Fulano percebeu que sua vocação de ir para o campo deve ter se despertado devido ao cansaço de lidar com esse quadro social patético, com esses costumes idiotas e com a busca de qualidade de vida. Busca de harmonia e paz. E enxergou que experimentava e via pessoas experimentando mais emoção negativa do que positiva. Era tudo o que ele precisava visualizar para se libertar da escravidão da sua mente proporcionada pelos vastos anos de culto ao futebol. Da fé religiosa ele já estava livre. Foi até mais fácil. Se ele ainda tivesse em alguma igreja ele constataria naquele momento de lucidez que não dá para um cristão continuar acompanhando essa bobagem. Não produz o sentimento que o cristão deve buscar.
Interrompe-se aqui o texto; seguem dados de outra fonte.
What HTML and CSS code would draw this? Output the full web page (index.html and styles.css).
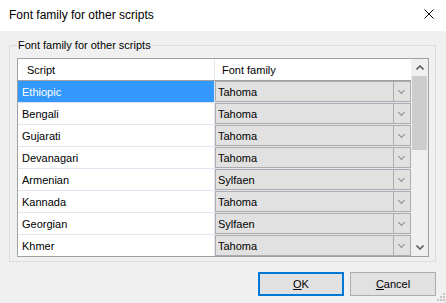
FILE: index.html
```html
<!DOCTYPE html>
<html lang="en">
<head>
  <meta charset="UTF-8">
  <title>Font family for other scripts</title>
  <link rel="stylesheet" href="styles.css">
</head>
<body>
  <div class="dialog">
    <div class="titlebar">
      <span class="title">Font family for other scripts</span>
      <svg class="close" width="10" height="10" viewBox="0 0 10 10">
        <path d="M0.5 0.5 L9.5 9.5 M9.5 0.5 L0.5 9.5" stroke="#000" stroke-width="1" fill="none"/>
      </svg>
    </div>

    <fieldset class="group">
      <legend>Font family for other scripts</legend>
      <div class="grid">
        <div class="table">
          <div class="row head">
            <div class="cell script">Script</div>
            <div class="cell font">Font family</div>
          </div>
          <div class="row selected">
            <div class="cell script">Ethiopic</div>
            <div class="cell font"><div class="combo"><span>Tahoma</span><i class="drop"></i></div></div>
          </div>
          <div class="row">
            <div class="cell script">Bengali</div>
            <div class="cell font"><div class="combo"><span>Tahoma</span><i class="drop"></i></div></div>
          </div>
          <div class="row">
            <div class="cell script">Gujarati</div>
            <div class="cell font"><div class="combo"><span>Tahoma</span><i class="drop"></i></div></div>
          </div>
          <div class="row">
            <div class="cell script">Devanagari</div>
            <div class="cell font"><div class="combo"><span>Tahoma</span><i class="drop"></i></div></div>
          </div>
          <div class="row">
            <div class="cell script">Armenian</div>
            <div class="cell font"><div class="combo"><span>Sylfaen</span><i class="drop"></i></div></div>
          </div>
          <div class="row">
            <div class="cell script">Kannada</div>
            <div class="cell font"><div class="combo"><span>Tahoma</span><i class="drop"></i></div></div>
          </div>
          <div class="row">
            <div class="cell script">Georgian</div>
            <div class="cell font"><div class="combo"><span>Sylfaen</span><i class="drop"></i></div></div>
          </div>
          <div class="row">
            <div class="cell script">Khmer</div>
            <div class="cell font"><div class="combo"><span>Tahoma</span><i class="drop"></i></div></div>
          </div>
        </div>
        <div class="scrollbar">
          <div class="arrow">
            <svg width="8" height="5" viewBox="0 0 8 5"><path d="M0.5 4.5 L4 1 L7.5 4.5" stroke="#606060" stroke-width="1.6" fill="none"/></svg>
          </div>
          <div class="track"><div class="thumb"></div></div>
          <div class="arrow">
            <svg width="8" height="5" viewBox="0 0 8 5"><path d="M0.5 0.5 L4 4 L7.5 0.5" stroke="#606060" stroke-width="1.6" fill="none"/></svg>
          </div>
        </div>
      </div>
    </fieldset>

    <div class="buttons">
      <button class="default"><u>O</u>K</button>
      <button><u>C</u>ancel</button>
    </div>

    <svg class="grip" width="8" height="8" viewBox="0 0 8 8">
      <rect x="6" y="0" width="2" height="2" fill="#c4c4c4"/>
      <rect x="3" y="3" width="2" height="2" fill="#c4c4c4"/>
      <rect x="6" y="3" width="2" height="2" fill="#c4c4c4"/>
      <rect x="0" y="6" width="2" height="2" fill="#c4c4c4"/>
      <rect x="3" y="6" width="2" height="2" fill="#c4c4c4"/>
      <rect x="6" y="6" width="2" height="2" fill="#c4c4c4"/>
    </svg>
  </div>
</body>
</html>
```

FILE: styles.css
```css
body {
  margin: 0;
  font-family: 'Liberation Sans', Arial, sans-serif;
  font-size: 11px;
  color: #000;
  background: #f0f0f0;
}
.dialog {
  position: relative;
  width: 446px;
  height: 303px;
  background: #f0f0f0;
  display: flex;
  flex-direction: column;
  overflow: hidden;
}
.titlebar {
  height: 31px;
  background: #fff;
  display: flex;
  align-items: center;
  justify-content: space-between;
  padding: 0 12px 0 9px;
  flex-shrink: 0;
}
.title {
  font-size: 12px;
  color: #000;
  padding-bottom: 1px;
}
.close {
  margin-bottom: 3px;
}
.group {
  margin: 8px 10px 0 9px;
  padding: 7px 7px 4px 7px;
  border: 1px solid #dcdcdc;
  min-width: 0;
}
.group legend {
  padding: 0 1px;
  line-height: 12px;
}
.grid {
  display: flex;
  width: 410px;
  height: 197px;
  border: 1px solid #a0a0a0;
  background: #fff;
  overflow: hidden;
}
.table {
  width: 393px;
  display: flex;
  flex-direction: column;
}
.row {
  display: flex;
  height: 21px;
  border-bottom: 1px solid #e3e3f2;
  flex-shrink: 0;
}
.row.head {
  border-bottom: 1px solid #a0a0a0;
}
.cell {
  display: flex;
  align-items: center;
  height: 21px;
}
.cell.script {
  width: 192px;
  padding-left: 4px;
  border-right: 1px solid #e3e3f2;
}
.cell.font {
  width: 196px;
}
.head .cell.script {
  padding-left: 9px;
  width: 187px;
  border-right: 1px solid #e5e5e5;
}
.head .cell.font {
  padding-left: 7px;
  width: 189px;
}
.selected .cell.script {
  background: #3399ff;
  color: #fff;
}
.combo {
  display: flex;
  align-items: center;
  width: 194px;
  height: 19px;
  background: #e1e1e1;
  border: 1px solid #adadad;
}
.combo span {
  flex: 1;
  padding-left: 2px;
}
.drop {
  width: 16px;
  height: 19px;
  border-left: 1px solid #adadad;
  position: relative;
}
.drop::after {
  content: '';
  position: absolute;
  left: 5px;
  top: 6px;
  width: 4px;
  height: 4px;
  border-right: 1px solid #8a8a8a;
  border-bottom: 1px solid #8a8a8a;
  transform: rotate(45deg);
}
.scrollbar {
  width: 17px;
  background: #f0f0f0;
  display: flex;
  flex-direction: column;
}
.arrow {
  height: 17px;
  display: flex;
  align-items: center;
  justify-content: center;
}
.track {
  flex: 1;
  padding: 0 1px;
}
.thumb {
  height: 74px;
  background: #cdcdcd;
}
.buttons {
  display: flex;
  justify-content: flex-end;
  gap: 6px;
  margin-top: 10px;
  padding-right: 10px;
}
button {
  width: 86px;
  height: 24px;
  background: #e1e1e1;
  border: 1px solid #adadad;
  font-family: 'Liberation Sans', Arial, sans-serif;
  font-size: 11px;
  color: #000;
  padding: 0;
}
button.default {
  border: 2px solid #0078d7;
}
.grip {
  position: absolute;
  right: 1px;
  bottom: 2px;
}
```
Não dá para fazer parte dessa corja, ele pensou. Não dá para continuar a ser torcedor, a pertencer a uma facção que se delicia ou toma atitudes bruscas por causa de futebol. Pertencer à FAARC ou ao Sendero Luminoso é mais nobre. Esses exércitos possuem causa justa e não fútil. "A gente tem mais emoção ruim do que boa ao se relacionar com o futebol". Não dá para uma pessoa inteligente continuar fazendo parte dessa corja. Essa corja manipulada por outra corja, que politicamente nos explora.
"Tem os salários que a gente ganha e o que eles falam que ganham os jogadores para a gente pensar no que estamos fazendo". "Qual a prestação de serviço que faz um jogador desses para a sociedade?". "Têm programado para dizer para quem ensaia este questionamento que eles entretêm, mantém o pobre sonhando". Mas não valia mais esta desculpa para Fulano. Essa explicação que visa comover a massa e a manter controlada por uma comoção ridícula, vinda de uma justificativa irreal, passou a não valer mais para Fulano assim que ele viu a luz.
"Se entretêm, então porque é esporte", ele conseguiu questionar. "Por que não fazem isso de maneira natural?". "O cinema entretém, mesmo os roteiros adaptados da vida real são divulgados como ficção". "Ninguém quer enganar o outro dizendo para ele torcer pelo mocinho porque o mocinho pode ganhar e no final ele ganha mesmo, independente da torcida".
"E a futilidade que é dar atenção para um esporte bobo como o futebol". Passou a zumbir na cabeça de Fulano o mosquitinho da conscientização. Empurrara para lá o outro besourinho. "Um esporte simplório". "Todo imbecil compreende suas regras". "Vai o imbecil do torcedor desse esporte tentar entender as do tênis ou as do basquete". "O interessante do futebol é praticar e não ficar feito otário vendo perna de homem correndo para lá e para cá". "Praticar,sim, pode valer meu interesse, pois diverte e exercita o físico". "Em vez de ficar vendo pessoas praticarem, ganhando dinheiro com isso enquanto os que pagam estão desempregados e com fome: pratica-se". "Não preciso me conter só em assistir, posso também querer ser assistido ou posso pensar que ninguém precisa ser assistido ou assistir". "Ser um mero contribuinte, um bode expiatório, não dá para uma pessoa inteligente fazer parte dessa corrente ou se submeter a isso". "Não dá para continuar dando dinheiro ou audiência para essa merda".
E foi repetindo tudo isso, lendo ou refletindo todos os dias, que Fulano conseguiu deslavar sua mente do futebol. Ele agora vai usar o mesmo método para deslavar-se de outras programações que vêm da infância e da convivência com a sociedade e com a mídia. E também deseja aplicar o método para produzir em si a capacidade para programar-se para realizar os seus sonhos. Buscar um local para viver, onde todos por lá querem o bem comum e a paz. Que não tenha a presença da mídia com a sua função de desarmonizar. Um lugar onde se pode viver sem consumo de supérfluos ou de produtos inúteis, tornou-se o ideal, definitivamente, de Fulano. E agora ele está apto a conseguir o que a vida até então lhe fizera conseguir.